Given information:
◇ ◇ ◇ ◇ ◇

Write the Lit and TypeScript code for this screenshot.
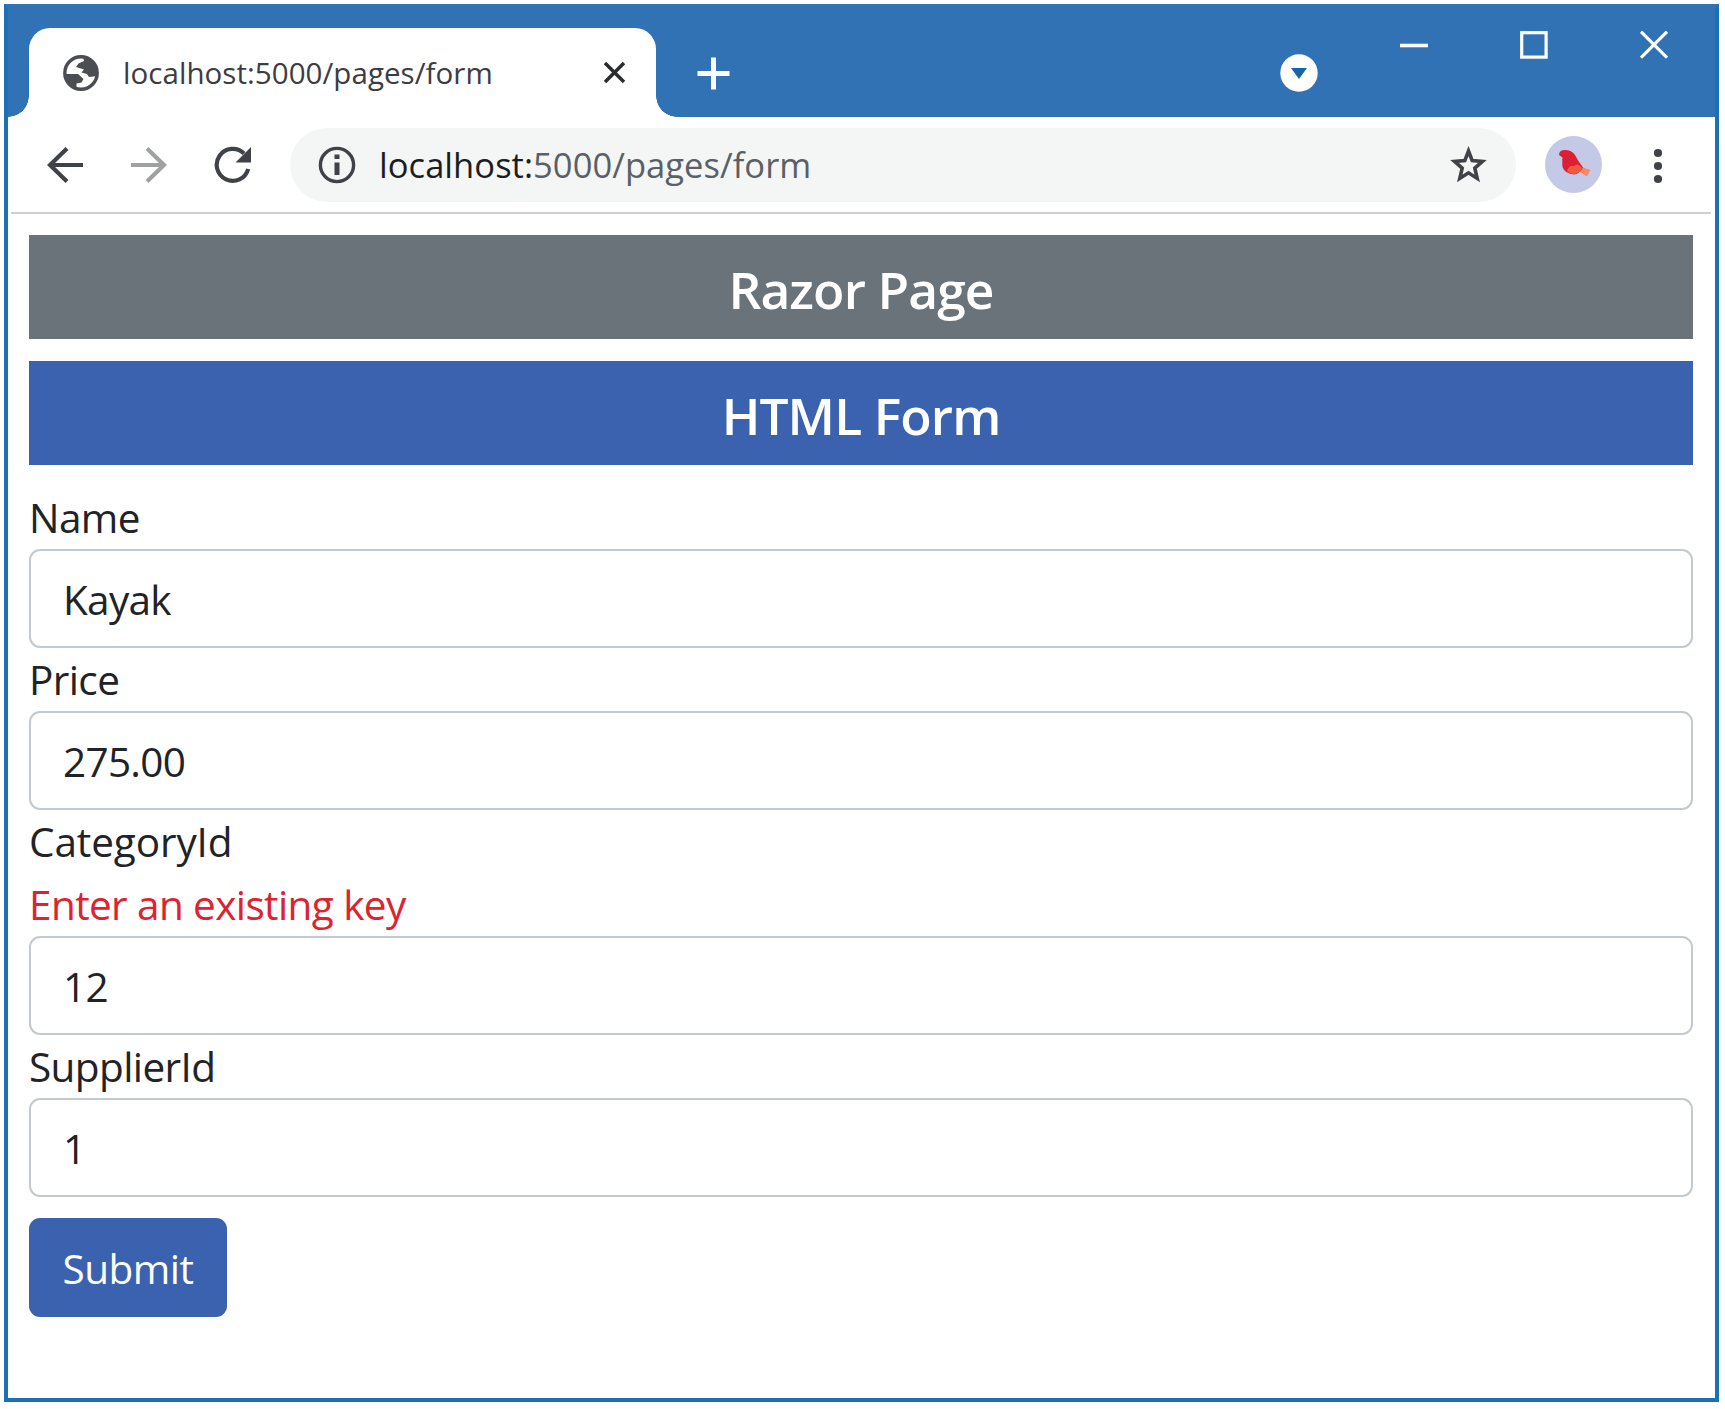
import { LitElement, html, css, svg } from "lit";
import { customElement, property } from "lit/decorators.js";

interface Field {
  label: string;
  value: string;
  error?: string;
  tone: string;
}

const FIELDS: Field[] = [
  { label: "Name", value: "Kayak", tone: "" },
  { label: "Price", value: "275.00", tone: "" },
  { label: "CategoryId", value: "12", error: "Enter an existing key", tone: "loose" },
  { label: "SupplierId", value: "1", tone: "" },
];

@customElement("browser-titlebar")
export class BrowserTitlebar extends LitElement {
  @property() heading = "";

  static styles = css`
    :host {
      display: flex;
      align-items: flex-start;
      height: 109px;
      background: #3072b4;
    }
    svg {
      display: block;
      flex: none;
    }
    .tab {
      position: relative;
      display: flex;
      align-items: center;
      box-sizing: border-box;
      width: 627px;
      height: 89px;
      margin: 20px 0 0 21px;
      padding: 0 30px 0 34px;
      border-radius: 21px 21px 0 0;
      background: #fff;
    }
    .tab::before,
    .tab::after {
      content: "";
      position: absolute;
      bottom: 0;
      width: 21px;
      height: 21px;
    }
    .tab::before {
      left: -21px;
      background: radial-gradient(circle at 0 0, transparent 20.5px, #fff 21px);
    }
    .tab::after {
      right: -21px;
      background: radial-gradient(circle at 100% 0, transparent 20.5px, #fff 21px);
    }
    .title {
      flex: 1;
      margin: 0 0 0 24px;
      font-size: 29.5px;
      line-height: 40px;
      letter-spacing: 0.05px;
      color: #3c3d42;
      white-space: nowrap;
    }
    .plus {
      margin: 49px 0 0 41px;
    }
    .search {
      margin: 46px 82px 0 auto;
    }
    .controls {
      display: flex;
      gap: 92px;
      margin: 23px 47px 0 0;
    }
  `;

  render() {
    return html`
      <div class="tab">
        <svg width="36" height="36" viewBox="0 0 36 36">
          <circle cx="18" cy="18" r="16.2" fill="#fff" stroke="#4a4d52" stroke-width="3.4" />
          <path d="M20 2 L21 6 L15.5 8.5 L13 12 L21 14.5 L18.5 17.5 L24 19 L26 22 L34.5 21 A17 17 0 0 0 20 2Z" fill="#4a4d52" />
          <path d="M1.5 19 L15 19 L20.5 24 L18.5 27.5 L13.5 28.5 L13.5 34 A17 17 0 0 1 1.5 19Z" fill="#4a4d52" />
        </svg>
        <span class="title">${this.heading}</span>
        <svg width="23" height="23" viewBox="0 0 23 23">
          <path d="M2 2 L21 21 M21 2 L2 21" stroke="#2b2c2f" stroke-width="3.5" />
        </svg>
      </div>
      <svg class="plus" width="33" height="33" viewBox="0 0 33 33">
        <path d="M16.5 0.5 V32.5 M0.5 16.5 H32.5" stroke="#fff" stroke-width="5" />
      </svg>
      <svg class="search" width="38" height="38" viewBox="0 0 38 38">
        <circle cx="19" cy="19" r="18.7" fill="#fff" />
        <path d="M11 14 H27 L19 25Z" fill="#1565ad" />
      </svg>
      <div class="controls">
        <svg width="28" height="28" viewBox="0 0 28 28">
          <path d="M0 14.5 H28" stroke="#fff" stroke-width="3.6" />
        </svg>
        <svg width="28" height="28" viewBox="0 0 28 28">
          <rect x="1.7" y="1.7" width="24.4" height="24.4" fill="none" stroke="#fff" stroke-width="3.2" />
        </svg>
        <svg width="28" height="28" viewBox="0 0 28 28">
          <path d="M1 0.7 L27 26.7 M27 0.7 L1 26.7" stroke="#fff" stroke-width="3.2" />
        </svg>
      </div>
    `;
  }
}

@customElement("browser-toolbar")
export class BrowserToolbar extends LitElement {
  @property() host = "";
  @property() path = "";

  static styles = css`
    :host {
      display: flex;
      align-items: center;
      box-sizing: border-box;
      height: 97px;
      margin: 0 4px 0 3px;
      padding: 0 47px 0 36px;
      border-bottom: 2px solid #cdd0d4;
    }
    svg {
      display: block;
      flex: none;
    }
    .forward {
      margin-left: 48px;
    }
    .reload {
      margin-left: 47px;
    }
    .address {
      display: flex;
      flex: 1;
      align-items: center;
      box-sizing: border-box;
      height: 74px;
      margin: 0 29px 0 38px;
      padding: 0 29px 0 28px;
      border-radius: 37px;
      background: #f4f6f5;
    }
    .url {
      flex: 1;
      margin: 1px 0 0 23px;
      font-size: 34.5px;
      line-height: 48px;
      letter-spacing: 0.05px;
      color: #5b5f66;
      white-space: nowrap;
    }
    .host {
      color: #1c1d22;
    }
    .menu {
      margin-left: 50px;
    }
  `;

  render() {
    const arrow = svg`<path d="M36 18 H4 M20 1.5 L3 18 L20 34.5" fill="none" stroke="currentColor" stroke-width="4.2" />`;
    return html`
      <svg width="36" height="36" viewBox="0 0 36 36" color="#3f4247">${arrow}</svg>
      <svg class="forward" width="36" height="36" viewBox="0 0 36 36" color="#9fa1a5">
        <g transform="rotate(180 18 18)">${arrow}</g>
      </svg>
      <svg class="reload" width="38" height="38" viewBox="0 0 38 38">
        <path d="M34.2 23 A16 16 0 1 1 30 7.5" fill="none" stroke="#3f4247" stroke-width="4.2" />
        <path d="M37 1 V16.5 H21.5Z" fill="#3f4247" />
      </svg>
      <div class="address">
        <svg width="38" height="38" viewBox="0 0 38 38">
          <circle cx="19" cy="19" r="16.6" fill="none" stroke="#3f4247" stroke-width="3.4" />
          <path d="M19 8.5 V13 M19 16.5 V29" stroke="#3f4247" stroke-width="5" />
        </svg>
        <span class="url"><span class="host">${this.host}</span>${this.path}</span>
        <svg width="38" height="38" viewBox="0 0 38 38">
          <path
            d="M19.5 5 L23.2 14.6 L33.4 15.4 L25.8 22.1 L28.2 32.4 L19.5 26.8 L10.8 32.400 L13.200 22.1 L5.600 15.4 L15.8 14.6Z"
            fill="none" stroke="#3f4247" stroke-width="3.6" />
        </svg>
      </div>
      <svg width="57" height="57" viewBox="0 0 57 57">
        <circle cx="28.5" cy="28.5" r="28.5" fill="#c5c9e8" />
        <path d="M32 26 L38 31.5 L45.5 34 L42 40.500 L35 36Z" fill="#f58a68" />
        <path d="M14 19 Q14 14 20 14 Q26.500 14 30 19 Q33 25 38 31.500 Q34 38 29 38.500 Q20 38 17.500 31 Q17 24 17.500 21.500Z" fill="#dc1f35" />
        <path d="M22 35 Q24 29 29 30 Q33 26 37 32 Q34 37.500 29 38.300 Q24.500 38 22 35Z" fill="#ee5b3c" />
      </svg>
      <svg class="menu" width="12" height="38" viewBox="0 0 12 38">
        <g fill="#3f4247">
          <circle cx="6" cy="7" r="4.1" />
          <circle cx="6" cy="20" r="4.1" />
          <circle cx="6" cy="33" r="4.1" />
        </g>
      </svg>
    `;
  }
}

@customElement("product-form")
export class ProductForm extends LitElement {
  static styles = css`
    form {
      display: flex;
      flex-direction: column;
      margin: 0;
      font-size: 40.5px;
      letter-spacing: -0.6px;
      color: #212327;
    }
    label,
    .error {
      height: 63px;
      line-height: 64px;
      box-sizing: border-box;
    }
    .loose {
      letter-spacing: -0.1px;
    }
    .error {
      color: #dc2430;
    }
    input {
      box-sizing: border-box;
      width: 100%;
      height: 99px;
      margin: 0;
      padding: 1px 32px 0;
      border: 2px solid #c3c8d1;
      border-radius: 11px;
      outline: none;
      background: #fff;
      font: inherit;
      letter-spacing: -0.7px;
      color: inherit;
    }
    button {
      align-self: flex-start;
      width: 198px;
      height: 99px;
      margin: 21px 0 0;
      padding: 1px 0 0;
      border: 0;
      border-radius: 11px;
      background: #3a62ae;
      font: inherit;
      letter-spacing: -0.5px;
      color: #fff;
    }
  `;

  render() {
    return html`
      <form @submit=${(e: Event) => e.preventDefault()}>
        ${FIELDS.map(
          (f) => html`
            <label for=${f.label} class=${f.tone}>${f.label}</label>
            ${f.error ? html`<div class="error">${f.error}</div>` : null}
            <input id=${f.label} .value=${f.value} />
          `
        )}
        <button type="submit">Submit</button>
      </form>
    `;
  }
}

@customElement("app-root")
export class AppRoot extends LitElement {
  static styles = css`
    :host {
      display: block;
      box-sizing: border-box;
      height: 1409px;
      padding: 4px 6px 7px 4px;
      background: #fff;
      font-family: "Open Sans", "Noto Sans", sans-serif;
    }
    .window {
      box-sizing: border-box;
      height: 1398px;
      border: 4px solid #1b70b7;
      border-top-color: #3072b4;
      background: #fff;
    }
    .page {
      display: flex;
      flex-direction: column;
      padding: 21px 22px 0 21px;
    }
    .banner {
      height: 104px;
      margin: 0 0 22px;
      font-size: 51.5px;
      font-weight: 600;
      line-height: 108px;
      letter-spacing: -0.9px;
      text-align: center;
      color: #fff;
    }
    .banner.grey {
      background: #6a727a;
    }
    .banner.blue {
      margin-bottom: 21px;
      background: #3a62ae;
    }
  `;

  render() {
    return html`
      <div class="window">
        <browser-titlebar heading="localhost:5000/pages/form"></browser-titlebar>
        <browser-toolbar host="localhost:" path="5000/pages/form"></browser-toolbar>
        <main class="page">
          <h4 class="banner grey">Razor Page</h4>
          <h4 class="banner blue">HTML Form</h4>
          <product-form></product-form>
        </main>
      </div>
    `;
  }
}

◇ ◇ ◇ ◇ ◇

Goal:
Among the lines of the data above, determine how many contain the word "this". Report the number alone.

Reply to the exercise:
3